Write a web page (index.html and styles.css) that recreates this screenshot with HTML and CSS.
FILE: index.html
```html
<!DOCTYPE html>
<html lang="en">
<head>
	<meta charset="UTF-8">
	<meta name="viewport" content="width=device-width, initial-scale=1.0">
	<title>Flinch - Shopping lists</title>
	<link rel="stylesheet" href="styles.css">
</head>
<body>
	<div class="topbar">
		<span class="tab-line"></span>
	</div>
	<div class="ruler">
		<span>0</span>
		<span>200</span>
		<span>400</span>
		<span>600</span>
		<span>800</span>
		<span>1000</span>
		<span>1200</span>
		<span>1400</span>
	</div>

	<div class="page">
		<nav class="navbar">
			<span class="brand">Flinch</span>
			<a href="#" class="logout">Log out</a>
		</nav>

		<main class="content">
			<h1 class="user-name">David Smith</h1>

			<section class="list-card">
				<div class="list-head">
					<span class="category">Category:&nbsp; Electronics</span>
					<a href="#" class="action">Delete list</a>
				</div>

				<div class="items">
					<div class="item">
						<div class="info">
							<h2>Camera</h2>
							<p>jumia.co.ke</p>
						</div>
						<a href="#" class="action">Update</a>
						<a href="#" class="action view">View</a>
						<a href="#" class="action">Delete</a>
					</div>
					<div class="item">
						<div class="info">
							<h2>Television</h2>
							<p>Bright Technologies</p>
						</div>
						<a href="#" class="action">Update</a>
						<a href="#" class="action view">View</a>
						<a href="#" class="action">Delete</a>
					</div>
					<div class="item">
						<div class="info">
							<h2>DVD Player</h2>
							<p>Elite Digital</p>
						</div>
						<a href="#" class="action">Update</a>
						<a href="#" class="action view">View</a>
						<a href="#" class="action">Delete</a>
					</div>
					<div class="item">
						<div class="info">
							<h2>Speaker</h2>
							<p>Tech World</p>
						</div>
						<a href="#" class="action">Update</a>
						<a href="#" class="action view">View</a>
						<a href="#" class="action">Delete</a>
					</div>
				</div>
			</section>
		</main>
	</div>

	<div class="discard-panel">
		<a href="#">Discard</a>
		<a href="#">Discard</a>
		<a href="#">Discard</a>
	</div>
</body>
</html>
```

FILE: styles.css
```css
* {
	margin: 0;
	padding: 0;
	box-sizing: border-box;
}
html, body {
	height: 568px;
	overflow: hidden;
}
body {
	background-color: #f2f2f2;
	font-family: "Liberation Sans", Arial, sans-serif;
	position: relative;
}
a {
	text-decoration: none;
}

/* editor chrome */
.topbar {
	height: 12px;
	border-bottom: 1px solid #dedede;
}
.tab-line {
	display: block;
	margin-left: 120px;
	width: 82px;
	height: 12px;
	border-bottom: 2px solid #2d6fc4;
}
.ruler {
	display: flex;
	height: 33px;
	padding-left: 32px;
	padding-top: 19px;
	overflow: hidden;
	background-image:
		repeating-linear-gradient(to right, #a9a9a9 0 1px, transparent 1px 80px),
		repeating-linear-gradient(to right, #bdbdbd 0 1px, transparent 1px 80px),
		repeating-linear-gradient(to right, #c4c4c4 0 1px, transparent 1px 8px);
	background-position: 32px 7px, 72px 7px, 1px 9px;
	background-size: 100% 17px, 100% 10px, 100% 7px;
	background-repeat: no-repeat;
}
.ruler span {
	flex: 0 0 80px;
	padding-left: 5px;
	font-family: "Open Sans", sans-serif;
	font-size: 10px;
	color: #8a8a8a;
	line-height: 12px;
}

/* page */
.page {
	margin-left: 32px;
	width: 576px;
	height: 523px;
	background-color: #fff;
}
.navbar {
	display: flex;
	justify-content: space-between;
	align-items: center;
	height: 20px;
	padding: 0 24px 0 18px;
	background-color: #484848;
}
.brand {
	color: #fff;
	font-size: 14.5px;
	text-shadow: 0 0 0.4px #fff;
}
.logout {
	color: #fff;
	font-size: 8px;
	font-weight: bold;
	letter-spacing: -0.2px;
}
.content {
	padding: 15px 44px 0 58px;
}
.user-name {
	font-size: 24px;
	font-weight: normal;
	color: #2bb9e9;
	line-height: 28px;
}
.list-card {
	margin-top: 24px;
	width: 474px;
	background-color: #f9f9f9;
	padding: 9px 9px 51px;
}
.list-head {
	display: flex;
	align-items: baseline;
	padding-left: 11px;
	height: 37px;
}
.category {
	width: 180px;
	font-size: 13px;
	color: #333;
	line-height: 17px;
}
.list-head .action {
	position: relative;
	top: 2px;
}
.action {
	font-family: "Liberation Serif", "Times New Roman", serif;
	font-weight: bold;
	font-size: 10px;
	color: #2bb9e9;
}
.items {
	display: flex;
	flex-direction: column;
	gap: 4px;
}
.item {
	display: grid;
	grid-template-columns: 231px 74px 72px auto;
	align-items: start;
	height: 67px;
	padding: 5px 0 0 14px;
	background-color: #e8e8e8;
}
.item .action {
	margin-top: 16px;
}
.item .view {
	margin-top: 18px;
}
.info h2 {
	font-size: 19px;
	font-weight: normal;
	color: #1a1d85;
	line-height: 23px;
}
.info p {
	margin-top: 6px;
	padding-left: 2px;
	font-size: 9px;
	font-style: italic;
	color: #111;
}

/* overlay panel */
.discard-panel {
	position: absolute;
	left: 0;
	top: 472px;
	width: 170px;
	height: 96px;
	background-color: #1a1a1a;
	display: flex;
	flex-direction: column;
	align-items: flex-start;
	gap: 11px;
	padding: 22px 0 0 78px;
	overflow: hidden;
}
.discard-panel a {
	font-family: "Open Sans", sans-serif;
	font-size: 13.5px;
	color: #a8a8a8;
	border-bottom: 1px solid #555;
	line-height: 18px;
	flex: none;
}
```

□ □ □ □ □

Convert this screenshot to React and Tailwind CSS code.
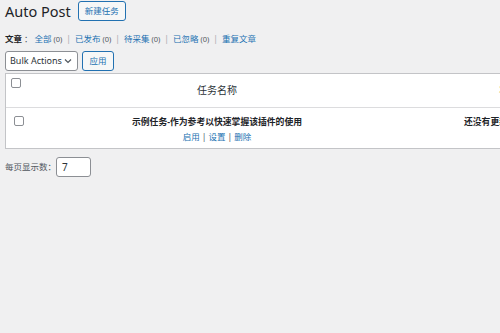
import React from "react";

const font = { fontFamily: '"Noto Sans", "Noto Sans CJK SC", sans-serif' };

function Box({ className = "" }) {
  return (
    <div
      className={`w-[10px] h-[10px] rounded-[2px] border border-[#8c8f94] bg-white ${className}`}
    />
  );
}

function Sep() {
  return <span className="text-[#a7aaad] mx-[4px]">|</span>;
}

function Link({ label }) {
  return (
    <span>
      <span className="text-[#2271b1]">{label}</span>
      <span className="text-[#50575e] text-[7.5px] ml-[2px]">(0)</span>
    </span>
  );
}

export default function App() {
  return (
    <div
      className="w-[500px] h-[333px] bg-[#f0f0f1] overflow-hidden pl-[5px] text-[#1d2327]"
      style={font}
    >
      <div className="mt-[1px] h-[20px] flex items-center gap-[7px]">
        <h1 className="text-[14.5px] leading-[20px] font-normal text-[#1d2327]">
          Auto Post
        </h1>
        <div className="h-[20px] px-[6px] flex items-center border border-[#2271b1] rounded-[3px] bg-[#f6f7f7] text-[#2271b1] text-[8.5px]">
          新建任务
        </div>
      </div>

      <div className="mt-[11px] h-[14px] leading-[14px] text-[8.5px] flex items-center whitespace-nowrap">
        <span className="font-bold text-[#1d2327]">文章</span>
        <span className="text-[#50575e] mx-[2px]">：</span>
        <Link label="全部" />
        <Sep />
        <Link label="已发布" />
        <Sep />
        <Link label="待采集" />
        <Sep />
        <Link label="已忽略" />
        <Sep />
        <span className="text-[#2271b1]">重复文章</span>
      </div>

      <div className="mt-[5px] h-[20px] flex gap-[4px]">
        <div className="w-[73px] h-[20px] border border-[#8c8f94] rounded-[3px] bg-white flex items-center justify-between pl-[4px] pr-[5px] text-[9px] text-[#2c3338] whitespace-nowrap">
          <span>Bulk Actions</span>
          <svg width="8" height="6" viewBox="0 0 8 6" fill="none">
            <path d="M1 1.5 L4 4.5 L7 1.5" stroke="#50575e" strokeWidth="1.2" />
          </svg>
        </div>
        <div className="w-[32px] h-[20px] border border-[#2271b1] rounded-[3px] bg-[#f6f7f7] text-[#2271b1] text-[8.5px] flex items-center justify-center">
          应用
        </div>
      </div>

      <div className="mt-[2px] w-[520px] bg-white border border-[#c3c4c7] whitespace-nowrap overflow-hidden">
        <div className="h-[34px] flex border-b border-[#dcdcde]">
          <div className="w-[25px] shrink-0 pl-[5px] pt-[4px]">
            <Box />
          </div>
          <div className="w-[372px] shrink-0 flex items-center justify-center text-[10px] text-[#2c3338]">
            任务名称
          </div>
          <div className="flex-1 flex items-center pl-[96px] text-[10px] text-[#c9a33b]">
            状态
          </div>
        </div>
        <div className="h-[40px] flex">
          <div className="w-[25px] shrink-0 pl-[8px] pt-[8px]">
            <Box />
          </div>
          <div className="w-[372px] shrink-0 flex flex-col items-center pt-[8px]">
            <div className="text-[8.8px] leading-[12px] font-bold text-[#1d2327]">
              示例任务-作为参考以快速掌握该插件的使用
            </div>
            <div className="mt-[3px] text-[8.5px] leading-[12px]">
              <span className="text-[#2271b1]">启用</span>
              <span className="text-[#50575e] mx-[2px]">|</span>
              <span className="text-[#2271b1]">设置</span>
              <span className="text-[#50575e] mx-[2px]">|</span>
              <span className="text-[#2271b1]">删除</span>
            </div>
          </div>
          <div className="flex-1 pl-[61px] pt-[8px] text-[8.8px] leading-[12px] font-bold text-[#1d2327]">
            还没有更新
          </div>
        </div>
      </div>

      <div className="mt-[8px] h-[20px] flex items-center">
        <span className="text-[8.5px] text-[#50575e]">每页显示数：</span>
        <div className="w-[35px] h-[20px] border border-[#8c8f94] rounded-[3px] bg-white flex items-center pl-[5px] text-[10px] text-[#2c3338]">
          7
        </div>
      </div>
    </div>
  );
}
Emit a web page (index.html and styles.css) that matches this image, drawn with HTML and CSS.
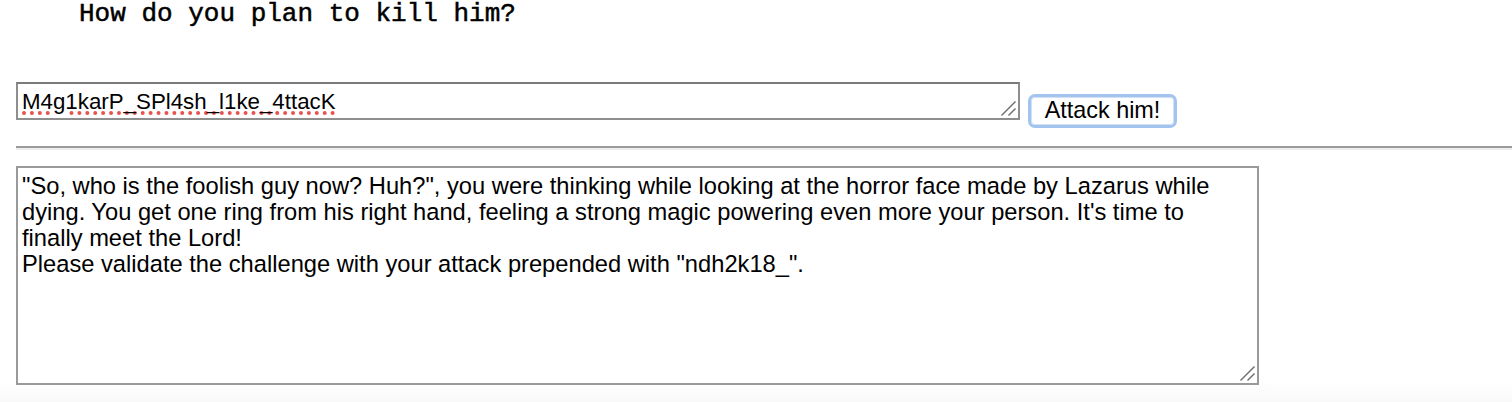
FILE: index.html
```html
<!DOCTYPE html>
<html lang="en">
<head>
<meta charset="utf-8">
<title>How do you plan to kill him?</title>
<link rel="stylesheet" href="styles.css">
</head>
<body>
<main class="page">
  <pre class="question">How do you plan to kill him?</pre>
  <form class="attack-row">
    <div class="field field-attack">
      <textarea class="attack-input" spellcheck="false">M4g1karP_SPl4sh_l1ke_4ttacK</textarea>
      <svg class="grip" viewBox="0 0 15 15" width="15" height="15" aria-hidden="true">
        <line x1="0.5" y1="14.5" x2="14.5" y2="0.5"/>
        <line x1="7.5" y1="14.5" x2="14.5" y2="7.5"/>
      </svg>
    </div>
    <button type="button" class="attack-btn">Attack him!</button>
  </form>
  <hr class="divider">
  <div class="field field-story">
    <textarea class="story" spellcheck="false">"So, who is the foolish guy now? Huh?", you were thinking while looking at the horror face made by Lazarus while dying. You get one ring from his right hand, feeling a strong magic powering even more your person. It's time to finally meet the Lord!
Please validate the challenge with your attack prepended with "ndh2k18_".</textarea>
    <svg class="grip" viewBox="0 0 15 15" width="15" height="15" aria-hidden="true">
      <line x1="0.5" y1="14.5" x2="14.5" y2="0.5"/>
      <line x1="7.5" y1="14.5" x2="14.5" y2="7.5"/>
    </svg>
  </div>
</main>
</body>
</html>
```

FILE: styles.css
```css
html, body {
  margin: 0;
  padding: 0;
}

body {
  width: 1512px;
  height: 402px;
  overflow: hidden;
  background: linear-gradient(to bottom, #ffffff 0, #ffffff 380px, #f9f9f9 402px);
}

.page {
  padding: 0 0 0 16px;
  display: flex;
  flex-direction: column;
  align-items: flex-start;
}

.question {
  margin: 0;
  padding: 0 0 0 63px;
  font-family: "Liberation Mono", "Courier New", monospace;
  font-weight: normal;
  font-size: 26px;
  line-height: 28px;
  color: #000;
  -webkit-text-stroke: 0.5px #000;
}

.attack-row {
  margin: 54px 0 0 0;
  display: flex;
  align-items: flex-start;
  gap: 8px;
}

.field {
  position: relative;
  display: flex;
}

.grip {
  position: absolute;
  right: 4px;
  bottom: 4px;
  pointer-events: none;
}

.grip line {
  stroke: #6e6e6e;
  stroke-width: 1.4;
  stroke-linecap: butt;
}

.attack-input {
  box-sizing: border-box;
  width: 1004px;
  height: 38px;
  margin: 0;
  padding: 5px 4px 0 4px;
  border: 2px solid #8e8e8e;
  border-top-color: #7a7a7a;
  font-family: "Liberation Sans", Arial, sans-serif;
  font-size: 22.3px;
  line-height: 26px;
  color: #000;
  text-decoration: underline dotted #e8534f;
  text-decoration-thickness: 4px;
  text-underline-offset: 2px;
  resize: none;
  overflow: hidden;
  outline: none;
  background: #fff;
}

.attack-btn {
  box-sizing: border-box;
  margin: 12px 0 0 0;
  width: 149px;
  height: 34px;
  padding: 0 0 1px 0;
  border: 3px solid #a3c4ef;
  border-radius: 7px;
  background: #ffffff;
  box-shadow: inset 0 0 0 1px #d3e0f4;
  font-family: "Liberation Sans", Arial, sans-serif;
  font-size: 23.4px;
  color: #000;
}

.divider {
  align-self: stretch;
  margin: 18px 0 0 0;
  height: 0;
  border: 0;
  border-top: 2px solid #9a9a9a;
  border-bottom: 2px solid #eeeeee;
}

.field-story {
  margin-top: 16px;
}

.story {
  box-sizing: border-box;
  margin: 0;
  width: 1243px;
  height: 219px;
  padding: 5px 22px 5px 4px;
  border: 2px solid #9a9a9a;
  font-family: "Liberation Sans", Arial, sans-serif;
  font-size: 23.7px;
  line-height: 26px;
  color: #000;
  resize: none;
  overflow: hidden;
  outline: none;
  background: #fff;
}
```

□ □ □ □ □

Determine how many lines include the word "index" and report that number by itself.

### RESULT
4